---------- Exercise materials ----------

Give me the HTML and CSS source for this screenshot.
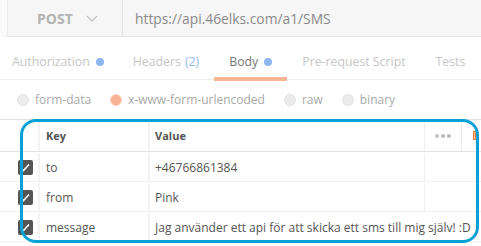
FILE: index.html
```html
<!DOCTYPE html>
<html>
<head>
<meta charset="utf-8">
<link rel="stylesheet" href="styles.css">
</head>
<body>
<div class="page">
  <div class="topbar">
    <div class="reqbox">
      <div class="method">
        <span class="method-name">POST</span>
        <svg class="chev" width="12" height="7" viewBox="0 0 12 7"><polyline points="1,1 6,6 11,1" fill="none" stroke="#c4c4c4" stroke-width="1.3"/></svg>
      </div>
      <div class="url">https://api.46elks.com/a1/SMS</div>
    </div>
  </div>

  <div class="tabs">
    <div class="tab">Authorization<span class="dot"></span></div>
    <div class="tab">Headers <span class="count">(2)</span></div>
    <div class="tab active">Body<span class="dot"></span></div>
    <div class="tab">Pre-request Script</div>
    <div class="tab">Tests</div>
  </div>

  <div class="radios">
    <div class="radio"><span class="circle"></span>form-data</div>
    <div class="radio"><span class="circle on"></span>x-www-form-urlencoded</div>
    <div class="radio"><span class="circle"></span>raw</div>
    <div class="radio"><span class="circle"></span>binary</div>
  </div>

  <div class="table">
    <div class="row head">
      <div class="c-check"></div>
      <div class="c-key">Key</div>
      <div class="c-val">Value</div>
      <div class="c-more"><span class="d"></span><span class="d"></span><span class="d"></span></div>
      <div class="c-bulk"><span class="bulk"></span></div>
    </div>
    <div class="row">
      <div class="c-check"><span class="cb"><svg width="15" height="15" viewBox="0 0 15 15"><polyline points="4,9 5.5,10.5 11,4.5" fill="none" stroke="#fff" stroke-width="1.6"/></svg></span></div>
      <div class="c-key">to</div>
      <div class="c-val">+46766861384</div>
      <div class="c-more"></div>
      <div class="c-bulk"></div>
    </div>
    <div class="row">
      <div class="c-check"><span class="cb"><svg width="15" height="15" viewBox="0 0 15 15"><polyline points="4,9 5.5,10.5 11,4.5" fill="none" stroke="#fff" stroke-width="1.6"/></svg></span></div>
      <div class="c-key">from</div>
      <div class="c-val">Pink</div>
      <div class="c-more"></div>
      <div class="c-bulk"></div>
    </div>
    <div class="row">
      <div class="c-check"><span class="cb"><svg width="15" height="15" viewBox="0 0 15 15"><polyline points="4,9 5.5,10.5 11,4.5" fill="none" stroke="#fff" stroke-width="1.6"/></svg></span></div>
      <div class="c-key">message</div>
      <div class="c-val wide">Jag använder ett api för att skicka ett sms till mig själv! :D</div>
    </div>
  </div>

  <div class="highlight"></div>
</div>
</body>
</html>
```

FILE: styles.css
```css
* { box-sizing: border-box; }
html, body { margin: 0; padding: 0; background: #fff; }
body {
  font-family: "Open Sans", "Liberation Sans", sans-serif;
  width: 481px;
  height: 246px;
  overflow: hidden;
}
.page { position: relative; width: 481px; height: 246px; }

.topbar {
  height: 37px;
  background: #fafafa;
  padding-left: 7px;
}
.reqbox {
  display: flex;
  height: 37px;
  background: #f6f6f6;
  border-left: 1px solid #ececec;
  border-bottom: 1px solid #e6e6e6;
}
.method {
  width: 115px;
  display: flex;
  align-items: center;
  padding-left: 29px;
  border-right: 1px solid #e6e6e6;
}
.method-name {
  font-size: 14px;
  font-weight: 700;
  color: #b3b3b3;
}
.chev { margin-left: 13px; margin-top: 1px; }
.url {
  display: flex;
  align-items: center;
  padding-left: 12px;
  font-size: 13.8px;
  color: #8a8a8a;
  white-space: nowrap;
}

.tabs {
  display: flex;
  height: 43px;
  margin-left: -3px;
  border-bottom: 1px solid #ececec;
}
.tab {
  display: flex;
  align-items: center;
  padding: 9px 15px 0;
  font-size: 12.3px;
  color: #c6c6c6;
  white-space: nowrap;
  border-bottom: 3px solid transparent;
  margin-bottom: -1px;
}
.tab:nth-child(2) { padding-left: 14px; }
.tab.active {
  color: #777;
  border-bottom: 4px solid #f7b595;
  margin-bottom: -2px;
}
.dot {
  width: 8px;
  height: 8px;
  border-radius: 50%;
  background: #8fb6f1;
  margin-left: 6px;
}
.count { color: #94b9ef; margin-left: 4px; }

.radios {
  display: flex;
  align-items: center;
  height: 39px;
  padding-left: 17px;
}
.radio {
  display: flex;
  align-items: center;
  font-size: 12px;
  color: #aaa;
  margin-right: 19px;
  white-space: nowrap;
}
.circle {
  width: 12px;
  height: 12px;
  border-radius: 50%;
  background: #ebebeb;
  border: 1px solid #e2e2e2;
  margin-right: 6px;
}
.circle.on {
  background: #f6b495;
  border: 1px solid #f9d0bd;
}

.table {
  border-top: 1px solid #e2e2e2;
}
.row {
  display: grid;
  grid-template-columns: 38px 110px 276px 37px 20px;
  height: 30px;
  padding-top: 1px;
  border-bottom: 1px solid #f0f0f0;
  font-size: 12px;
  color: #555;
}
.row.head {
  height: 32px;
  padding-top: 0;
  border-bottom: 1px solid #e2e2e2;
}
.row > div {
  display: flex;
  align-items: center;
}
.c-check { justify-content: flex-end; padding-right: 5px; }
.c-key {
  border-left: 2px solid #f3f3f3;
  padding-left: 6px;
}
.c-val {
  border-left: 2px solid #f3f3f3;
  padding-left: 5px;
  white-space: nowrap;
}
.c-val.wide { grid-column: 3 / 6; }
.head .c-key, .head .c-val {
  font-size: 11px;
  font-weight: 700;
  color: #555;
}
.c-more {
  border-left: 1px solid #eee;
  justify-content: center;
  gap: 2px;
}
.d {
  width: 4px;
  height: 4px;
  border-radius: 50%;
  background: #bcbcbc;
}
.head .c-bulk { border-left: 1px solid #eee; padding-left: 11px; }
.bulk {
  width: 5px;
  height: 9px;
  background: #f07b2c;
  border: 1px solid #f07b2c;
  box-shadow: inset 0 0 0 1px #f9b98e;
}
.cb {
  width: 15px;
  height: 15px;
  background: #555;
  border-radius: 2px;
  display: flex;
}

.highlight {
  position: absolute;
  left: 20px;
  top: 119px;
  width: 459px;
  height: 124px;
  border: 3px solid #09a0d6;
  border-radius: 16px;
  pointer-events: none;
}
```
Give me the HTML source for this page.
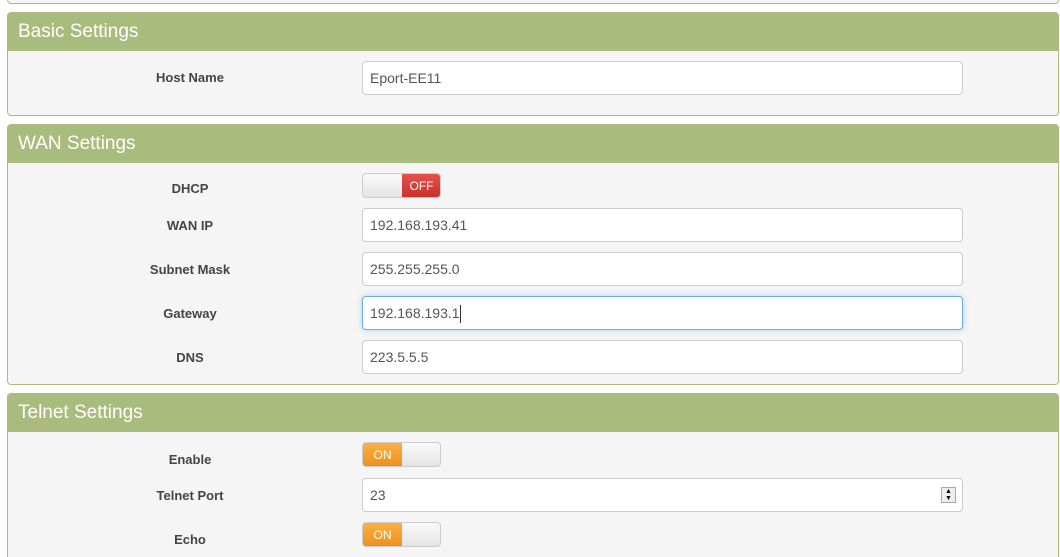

----------

■ Given instruction: Print each line of the material above exactly, with the pictures removed from your copy.

■ Reply to the task:
Give me the HTML and CSS source for this screenshot.
FILE: index.html
```html
<!DOCTYPE html>
<html>
<head>
<meta charset="utf-8">
<link rel="stylesheet" href="styles.css">
</head>
<body>
<div class="page">
  <div class="topbar">
    <div class="reqbox">
      <div class="method">
        <span class="method-name">POST</span>
        <svg class="chev" width="12" height="7" viewBox="0 0 12 7"><polyline points="1,1 6,6 11,1" fill="none" stroke="#c4c4c4" stroke-width="1.3"/></svg>
      </div>
      <div class="url">https://api.46elks.com/a1/SMS</div>
    </div>
  </div>

  <div class="tabs">
    <div class="tab">Authorization<span class="dot"></span></div>
    <div class="tab">Headers <span class="count">(2)</span></div>
    <div class="tab active">Body<span class="dot"></span></div>
    <div class="tab">Pre-request Script</div>
    <div class="tab">Tests</div>
  </div>

  <div class="radios">
    <div class="radio"><span class="circle"></span>form-data</div>
    <div class="radio"><span class="circle on"></span>x-www-form-urlencoded</div>
    <div class="radio"><span class="circle"></span>raw</div>
    <div class="radio"><span class="circle"></span>binary</div>
  </div>

  <div class="table">
    <div class="row head">
      <div class="c-check"></div>
      <div class="c-key">Key</div>
      <div class="c-val">Value</div>
      <div class="c-more"><span class="d"></span><span class="d"></span><span class="d"></span></div>
      <div class="c-bulk"><span class="bulk"></span></div>
    </div>
    <div class="row">
      <div class="c-check"><span class="cb"><svg width="15" height="15" viewBox="0 0 15 15"><polyline points="4,9 5.5,10.5 11,4.5" fill="none" stroke="#fff" stroke-width="1.6"/></svg></span></div>
      <div class="c-key">to</div>
      <div class="c-val">+46766861384</div>
      <div class="c-more"></div>
      <div class="c-bulk"></div>
    </div>
    <div class="row">
      <div class="c-check"><span class="cb"><svg width="15" height="15" viewBox="0 0 15 15"><polyline points="4,9 5.5,10.5 11,4.5" fill="none" stroke="#fff" stroke-width="1.6"/></svg></span></div>
      <div class="c-key">from</div>
      <div class="c-val">Pink</div>
      <div class="c-more"></div>
      <div class="c-bulk"></div>
    </div>
    <div class="row">
      <div class="c-check"><span class="cb"><svg width="15" height="15" viewBox="0 0 15 15"><polyline points="4,9 5.5,10.5 11,4.5" fill="none" stroke="#fff" stroke-width="1.6"/></svg></span></div>
      <div class="c-key">message</div>
      <div class="c-val wide">Jag använder ett api för att skicka ett sms till mig själv! :D</div>
    </div>
  </div>

  <div class="highlight"></div>
</div>
</body>
</html>
```

FILE: styles.css
```css
* { box-sizing: border-box; }
html, body { margin: 0; padding: 0; background: #fff; }
body {
  font-family: "Open Sans", "Liberation Sans", sans-serif;
  width: 481px;
  height: 246px;
  overflow: hidden;
}
.page { position: relative; width: 481px; height: 246px; }

.topbar {
  height: 37px;
  background: #fafafa;
  padding-left: 7px;
}
.reqbox {
  display: flex;
  height: 37px;
  background: #f6f6f6;
  border-left: 1px solid #ececec;
  border-bottom: 1px solid #e6e6e6;
}
.method {
  width: 115px;
  display: flex;
  align-items: center;
  padding-left: 29px;
  border-right: 1px solid #e6e6e6;
}
.method-name {
  font-size: 14px;
  font-weight: 700;
  color: #b3b3b3;
}
.chev { margin-left: 13px; margin-top: 1px; }
.url {
  display: flex;
  align-items: center;
  padding-left: 12px;
  font-size: 13.8px;
  color: #8a8a8a;
  white-space: nowrap;
}

.tabs {
  display: flex;
  height: 43px;
  margin-left: -3px;
  border-bottom: 1px solid #ececec;
}
.tab {
  display: flex;
  align-items: center;
  padding: 9px 15px 0;
  font-size: 12.3px;
  color: #c6c6c6;
  white-space: nowrap;
  border-bottom: 3px solid transparent;
  margin-bottom: -1px;
}
.tab:nth-child(2) { padding-left: 14px; }
.tab.active {
  color: #777;
  border-bottom: 4px solid #f7b595;
  margin-bottom: -2px;
}
.dot {
  width: 8px;
  height: 8px;
  border-radius: 50%;
  background: #8fb6f1;
  margin-left: 6px;
}
.count { color: #94b9ef; margin-left: 4px; }

.radios {
  display: flex;
  align-items: center;
  height: 39px;
  padding-left: 17px;
}
.radio {
  display: flex;
  align-items: center;
  font-size: 12px;
  color: #aaa;
  margin-right: 19px;
  white-space: nowrap;
}
.circle {
  width: 12px;
  height: 12px;
  border-radius: 50%;
  background: #ebebeb;
  border: 1px solid #e2e2e2;
  margin-right: 6px;
}
.circle.on {
  background: #f6b495;
  border: 1px solid #f9d0bd;
}

.table {
  border-top: 1px solid #e2e2e2;
}
.row {
  display: grid;
  grid-template-columns: 38px 110px 276px 37px 20px;
  height: 30px;
  padding-top: 1px;
  border-bottom: 1px solid #f0f0f0;
  font-size: 12px;
  color: #555;
}
.row.head {
  height: 32px;
  padding-top: 0;
  border-bottom: 1px solid #e2e2e2;
}
.row > div {
  display: flex;
  align-items: center;
}
.c-check { justify-content: flex-end; padding-right: 5px; }
.c-key {
  border-left: 2px solid #f3f3f3;
  padding-left: 6px;
}
.c-val {
  border-left: 2px solid #f3f3f3;
  padding-left: 5px;
  white-space: nowrap;
}
.c-val.wide { grid-column: 3 / 6; }
.head .c-key, .head .c-val {
  font-size: 11px;
  font-weight: 700;
  color: #555;
}
.c-more {
  border-left: 1px solid #eee;
  justify-content: center;
  gap: 2px;
}
.d {
  width: 4px;
  height: 4px;
  border-radius: 50%;
  background: #bcbcbc;
}
.head .c-bulk { border-left: 1px solid #eee; padding-left: 11px; }
.bulk {
  width: 5px;
  height: 9px;
  background: #f07b2c;
  border: 1px solid #f07b2c;
  box-shadow: inset 0 0 0 1px #f9b98e;
}
.cb {
  width: 15px;
  height: 15px;
  background: #555;
  border-radius: 2px;
  display: flex;
}

.highlight {
  position: absolute;
  left: 20px;
  top: 119px;
  width: 459px;
  height: 124px;
  border: 3px solid #09a0d6;
  border-radius: 16px;
  pointer-events: none;
}
```
Give me the HTML source for this page.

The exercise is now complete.